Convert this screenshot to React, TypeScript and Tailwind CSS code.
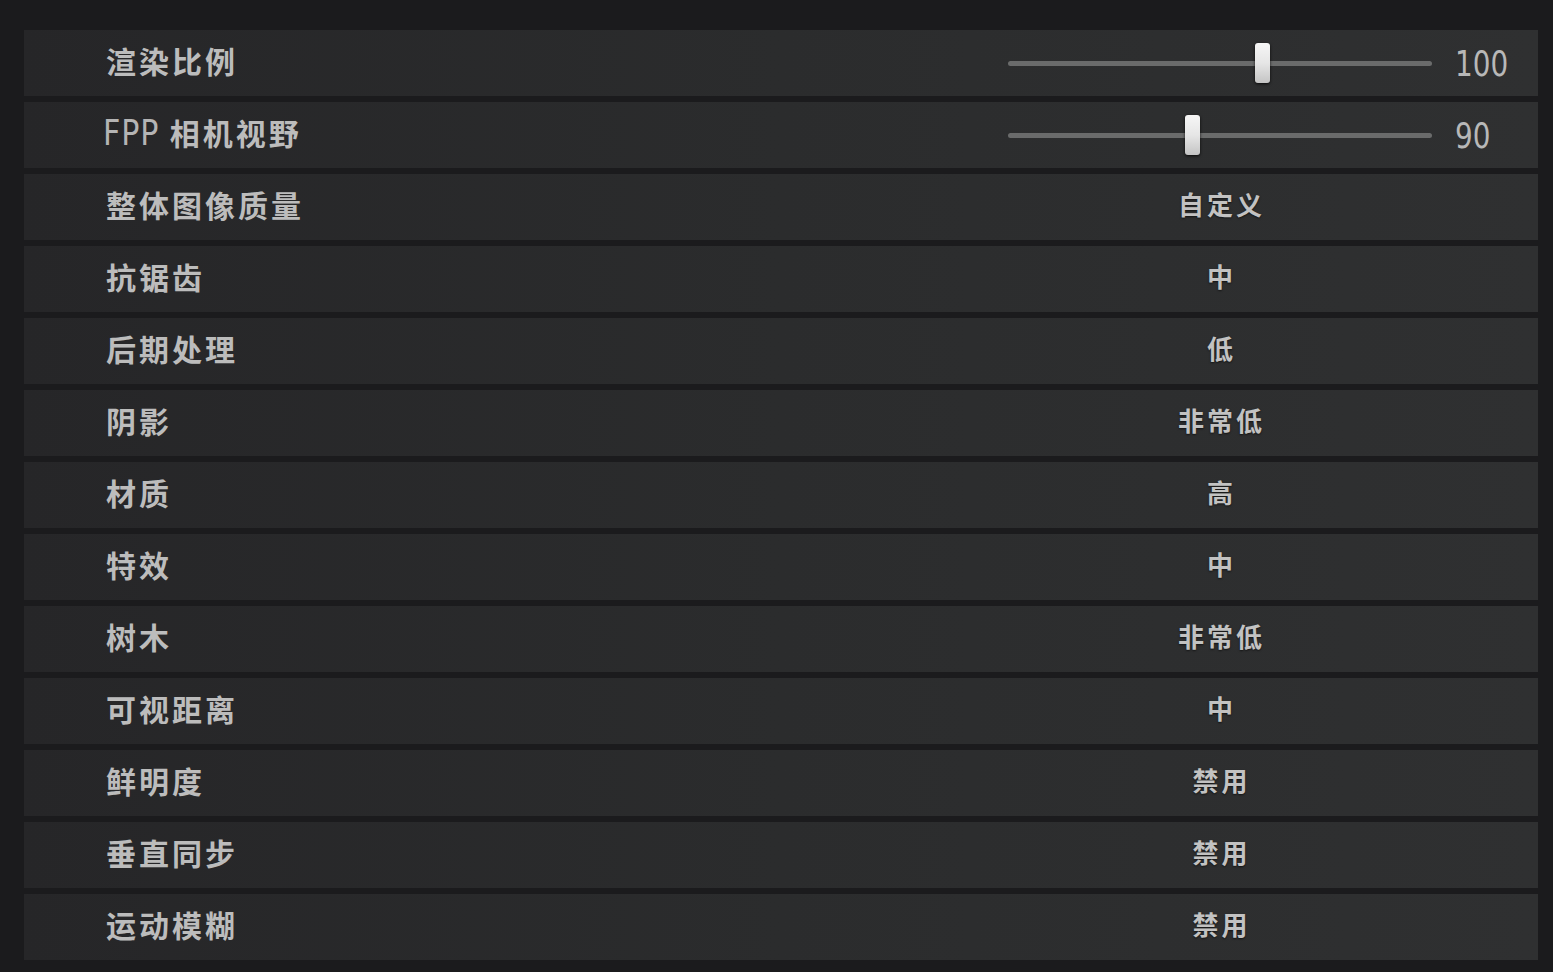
import React from "react";

type Row =
  | { label: React.ReactNode; kind: "slider"; pct: number; value: string }
  | { label: React.ReactNode; kind: "select"; value: string };

const cjk = '"Noto Sans CJK SC", "Noto Sans", sans-serif';
const narrow = '"Liberation Sans Narrow", "DejaVu Sans Condensed", "Liberation Sans", sans-serif';

const rows: Row[] = [
  { label: "渲染比例", kind: "slider", pct: 0.6, value: "100" },
  {
    label: (
      <>
        <span
          className="inline-block origin-left scale-x-[0.93] font-normal text-[36px] tracking-[1px] text-[#b4b4b4] mr-[6px] leading-none pt-[2px]"
          style={{ fontFamily: narrow }}
        >
          FPP
        </span>
        相机视野
      </>
    ),
    kind: "slider",
    pct: 0.436,
    value: "90",
  },
  { label: "整体图像质量", kind: "select", value: "自定义" },
  { label: "抗锯齿", kind: "select", value: "中" },
  { label: "后期处理", kind: "select", value: "低" },
  { label: "阴影", kind: "select", value: "非常低" },
  { label: "材质", kind: "select", value: "高" },
  { label: "特效", kind: "select", value: "中" },
  { label: "树木", kind: "select", value: "非常低" },
  { label: "可视距离", kind: "select", value: "中" },
  { label: "鲜明度", kind: "select", value: "禁用" },
  { label: "垂直同步", kind: "select", value: "禁用" },
  { label: "运动模糊", kind: "select", value: "禁用" },
];

function Slider({ pct }: { pct: number }) {
  return (
    <div className="relative w-[424px] h-[40px] flex items-center">
      <div className="w-full h-[5px] rounded-full bg-[#6a6b6b]" />
      <div
        className="absolute top-0 w-[15px] h-[40px] rounded-[3px] bg-gradient-to-b from-[#f6f6f6] via-[#e6e6e6] to-[#c4c4c4] shadow-[0_1px_3px_rgba(0,0,0,0.8)]"
        style={{ left: `${pct * 424 - 7.5}px` }}
      />
    </div>
  );
}

export default function App() {
  return (
    <div
      className="w-[1553px] h-[972px] overflow-hidden bg-[#1b1b1d] flex flex-col gap-[6px] pt-[30px] pl-[24px] pr-[15px]"
      style={{ fontFamily: cjk }}
    >
      {rows.map((r, i) => (
        <div
          key={i}
          className="h-[66px] shrink-0 flex items-center bg-gradient-to-r from-[#262628] via-[#2b2c2d] to-[#2f3031]"
        >
          <div
            className={`flex-1 flex items-center font-bold text-[30px] leading-none tracking-[3px] text-[#bcbcbc] pb-[7px] ${
              i === 1 ? "pl-[79px]" : "pl-[82px]"
            }`}
          >
            {r.label}
          </div>
          <div className="w-[530px] flex items-center">
            {r.kind === "slider" ? (
              <>
                <Slider pct={r.pct} />
                <span
                  className="inline-block origin-left scale-x-[0.86] ml-[23px] text-[36px] text-[#b8b8b8] leading-none pt-[2px]"
                  style={{ fontFamily: narrow }}
                >
                  {r.value}
                </span>
              </>
            ) : (
              <div className="w-[424px] text-center font-bold text-[26px] leading-none tracking-[3px] text-[#c2c2c2] [text-shadow:0_1px_2px_rgba(0,0,0,0.6)] pl-[3px] pb-[6px]">
                {r.value}
              </div>
            )}
          </div>
        </div>
      ))}
    </div>
  );
}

.....

**THE PROBLEM:** Reproduce the data verbatim. Do not carry any picture into the copy.

**THE OUTPUT:**
Convert this screenshot to React, TypeScript and Tailwind CSS code.
import React from "react";

type Row =
  | { label: React.ReactNode; kind: "slider"; pct: number; value: string }
  | { label: React.ReactNode; kind: "select"; value: string };

const cjk = '"Noto Sans CJK SC", "Noto Sans", sans-serif';
const narrow = '"Liberation Sans Narrow", "DejaVu Sans Condensed", "Liberation Sans", sans-serif';

const rows: Row[] = [
  { label: "渲染比例", kind: "slider", pct: 0.6, value: "100" },
  {
    label: (
      <>
        <span
          className="inline-block origin-left scale-x-[0.93] font-normal text-[36px] tracking-[1px] text-[#b4b4b4] mr-[6px] leading-none pt-[2px]"
          style={{ fontFamily: narrow }}
        >
          FPP
        </span>
        相机视野
      </>
    ),
    kind: "slider",
    pct: 0.436,
    value: "90",
  },
  { label: "整体图像质量", kind: "select", value: "自定义" },
  { label: "抗锯齿", kind: "select", value: "中" },
  { label: "后期处理", kind: "select", value: "低" },
  { label: "阴影", kind: "select", value: "非常低" },
  { label: "材质", kind: "select", value: "高" },
  { label: "特效", kind: "select", value: "中" },
  { label: "树木", kind: "select", value: "非常低" },
  { label: "可视距离", kind: "select", value: "中" },
  { label: "鲜明度", kind: "select", value: "禁用" },
  { label: "垂直同步", kind: "select", value: "禁用" },
  { label: "运动模糊", kind: "select", value: "禁用" },
];

function Slider({ pct }: { pct: number }) {
  return (
    <div className="relative w-[424px] h-[40px] flex items-center">
      <div className="w-full h-[5px] rounded-full bg-[#6a6b6b]" />
      <div
        className="absolute top-0 w-[15px] h-[40px] rounded-[3px] bg-gradient-to-b from-[#f6f6f6] via-[#e6e6e6] to-[#c4c4c4] shadow-[0_1px_3px_rgba(0,0,0,0.8)]"
        style={{ left: `${pct * 424 - 7.5}px` }}
      />
    </div>
  );
}

export default function App() {
  return (
    <div
      className="w-[1553px] h-[972px] overflow-hidden bg-[#1b1b1d] flex flex-col gap-[6px] pt-[30px] pl-[24px] pr-[15px]"
      style={{ fontFamily: cjk }}
    >
      {rows.map((r, i) => (
        <div
          key={i}
          className="h-[66px] shrink-0 flex items-center bg-gradient-to-r from-[#262628] via-[#2b2c2d] to-[#2f3031]"
        >
          <div
            className={`flex-1 flex items-center font-bold text-[30px] leading-none tracking-[3px] text-[#bcbcbc] pb-[7px] ${
              i === 1 ? "pl-[79px]" : "pl-[82px]"
            }`}
          >
            {r.label}
          </div>
          <div className="w-[530px] flex items-center">
            {r.kind === "slider" ? (
              <>
                <Slider pct={r.pct} />
                <span
                  className="inline-block origin-left scale-x-[0.86] ml-[23px] text-[36px] text-[#b8b8b8] leading-none pt-[2px]"
                  style={{ fontFamily: narrow }}
                >
                  {r.value}
                </span>
              </>
            ) : (
              <div className="w-[424px] text-center font-bold text-[26px] leading-none tracking-[3px] text-[#c2c2c2] [text-shadow:0_1px_2px_rgba(0,0,0,0.6)] pl-[3px] pb-[6px]">
                {r.value}
              </div>
            )}
          </div>
        </div>
      ))}
    </div>
  );
}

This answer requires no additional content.